How endotherms warm up their body
If the core temperature falls it is important for an animal to warm up and prevent further cooling.
There are a number of rapid responses to a fall in the core temperature that are common to all endotherms.
Vasoconstriction
The arterioles near the surface of the skin constrict.
The arteriovenous shunt vessels dilate, so very little blood flows through the capillary networks close to the surface of the skin.
Causing the skin looks pale, and very little radiation takes place.
The warm blood is kept well below the surface.
Decreased sweating
As the core temperature falls, rates of sweating decrease and sweat production will stop entirely.
This greatly reduces cooling by the evaporation of water from the surface of the skin, although some evaporation from the lungs still continues.
Raising the body hair or feathers
As the body temperature falls, the erector pili muscles in the skin contract, pulling the hair or feathers of the animal erect.
This traps an insulating layer of air and so reduces cooling through the skin.
The effect can be quite dramatic and it is a very effective way to reduce heat loss to the environment in many animals.
In humans this has little effect although you can observe the hairs being pulled upright.
Shivering
As the core temperature falls the body may begin to shiver.
This is the rapid, involuntary contracting and relaxing of the large voluntary muscles in the body.
The metabolic heat from the exothermic reactions warms up the body instead of moving it and is an effective way of raising the core temperature.
Endotherms living in cold climates often have additional anatomical adaptations to help them keep warm.
Many have adaptations that minimise their SA: V ratio to reduce cooling (e.g., small ears).
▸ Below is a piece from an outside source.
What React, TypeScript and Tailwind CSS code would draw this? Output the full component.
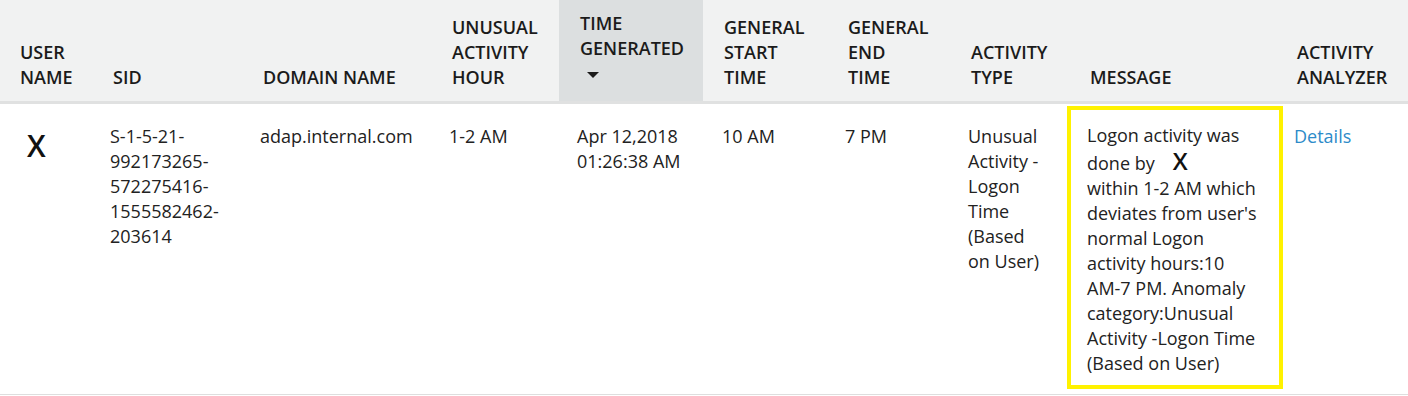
import React from "react";

const th = "h-[102px] align-bottom pb-[11px] pl-[21px] text-left font-semibold text-[18px] leading-[25px] text-[#1b1b1b] bg-[#f1f2f2] border-b-[3px] border-[#e0e1e1]";
const td = "align-top pt-[20px] pl-[18px] text-[18px] leading-[25px] text-[#222] font-normal";

export default function App() {
  return (
    <div className="w-[1408px] h-[396px] bg-white" style={{ fontFamily: '"Open Sans", "Noto Sans", sans-serif' }}>
      <table className="table-fixed border-collapse w-[1408px]">
        <colgroup>
          <col className="w-[92px]" />
          <col className="w-[150px]" />
          <col className="w-[189px]" />
          <col className="w-[128px]" />
          <col className="w-[144px]" />
          <col className="w-[124px]" />
          <col className="w-[123px]" />
          <col className="w-[119px]" />
          <col className="w-[207px]" />
          <col className="w-[132px]" />
        </colgroup>
        <thead>
          <tr>
            <th className={th + " !pl-[20px]"}>USER<br />NAME</th>
            <th className={th}>SID</th>
            <th className={th}>DOMAIN NAME</th>
            <th className={th}>UNUSUAL<br />ACTIVITY<br />HOUR</th>
            <th className={th + " !bg-[#dcdfe0] !pb-0"}>
              <div className="pb-[11px]">
                <div className="-translate-y-[4px]">TIME<br />GENERATED</div>
                <div className="h-[25px] pt-[7px] pl-[7px]">
                  <svg width="12" height="6" viewBox="0 0 12 6" className="block">
                    <path d="M0 0 H12 L6 6 Z" fill="#1b1b1b" />
                  </svg>
                </div>
              </div>
            </th>
            <th className={th}>GENERAL<br />START<br />TIME</th>
            <th className={th}>GENERAL<br />END<br />TIME</th>
            <th className={th}>ACTIVITY<br />TYPE</th>
            <th className={th}>MESSAGE</th>
            <th className={th}>ACTIVITY<br />ANALYZER</th>
          </tr>
        </thead>
        <tbody>
          <tr className="border-b border-[#dedede]">
            <td className={td + " !pl-[27px]"}>
              <div className="mt-[6px] text-[30px] leading-[32px] font-semibold text-[#111]">X</div>
            </td>
            <td className={td}>S-1-5-21-<br />992173265-<br />572275416-<br />1555582462-<br />203614</td>
            <td className={td}>adap.internal.com</td>
            <td className={td}>1-2 AM</td>
            <td className={td}>Apr 12,2018<br />01:26:38 AM</td>
            <td className={td + " !pl-[19px]"}>10 AM</td>
            <td className={td}>7 PM</td>
            <td className={td}>Unusual<br />Activity -<br />Logon<br />Time<br />(Based<br />on User)</td>
            <td className="align-top pt-[2px] pb-[5px] pl-0 text-[18px] leading-[25px] text-[#222]">
              <div className="-ml-[2px] w-[216px] border-[4px] border-[#fff200] pl-[16px] pt-[13px] pb-[9px] whitespace-nowrap">
                Logon activity was<br />
                done by<span className="ml-[18px] text-[24px] font-semibold text-[#111] leading-[25px]">X</span><br />
                within 1-2 AM which<br />
                deviates from user's<br />
                normal Logon<br />
                activity hours:10<br />
                AM-7 PM. Anomaly<br />
                category:Unusual<br />
                Activity -Logon Time<br />
                (Based on User)
              </div>
            </td>
            <td className={td}>
              <a className="text-[#2d8bc9] cursor-pointer">Details</a>
            </td>
          </tr>
        </tbody>
      </table>
    </div>
  );
}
Another common adaptation is a thick layer of insulating fat underneath the skin.
For example,
blubber in whales and seals.
Some animals hibernate they build up fat stores, build a well-insulated shelter, and lower their metabolic rate so they pass the worst of the cold weather in a deep sleep-like state.
Polar bears demonstrate many of the ways in which endotherms can survive in extremely cold conditions.
- They have small hairs and fur on their feet to insulate them from the ice.
- The fur and skin of polar bears work together.
- The hairs are hollow so trap a permanent layer of insulating air.
- The skin underneath is black, so it absorbs warming radiation.
- They have a thick layer of fat under the skin.
- Polar bears are so well insulated that their external surfaces are similar in temperature to the snow and ice on which they live.
- Females dig dens in the snow and remain in them, warm and insulated, for months while they give birth to their cubs, only emerging when the cubs are large enough to survive the cold.
- Polar bears are so well adapted to life in temperatures down to -50 °C in the Arctic that they can overheat at temperatures over 10 °C.
Controlling thermoregulation
The physiological responses of endotherms to changes in the core temperature are the result of complex homeostatic mechanisms involving negative feedback control from the hypothalamus. There are two control centres:
The heat loss centre
This is activated when the temperature of the blood flowing through the hypothalamus increases.
It sends impulses through autonomic motor neurones to effectors in the skin and muscles, triggering responses that act to lower the core temperature.
The heat gain centre
This is activated when the temperature of the blood flowing through the hypothalamus decreases.
It sends impulses through the autonomic nervous system to effectors in the skin and the muscles, triggering responses that act to raise the core temperature.
The interaction of the sensory receptors, the autonomic nervous system, and the effectors in a sophisticated feedback system enables endotherms to maintain a very stable core body temperature regardless of environmental conditions or activity levels.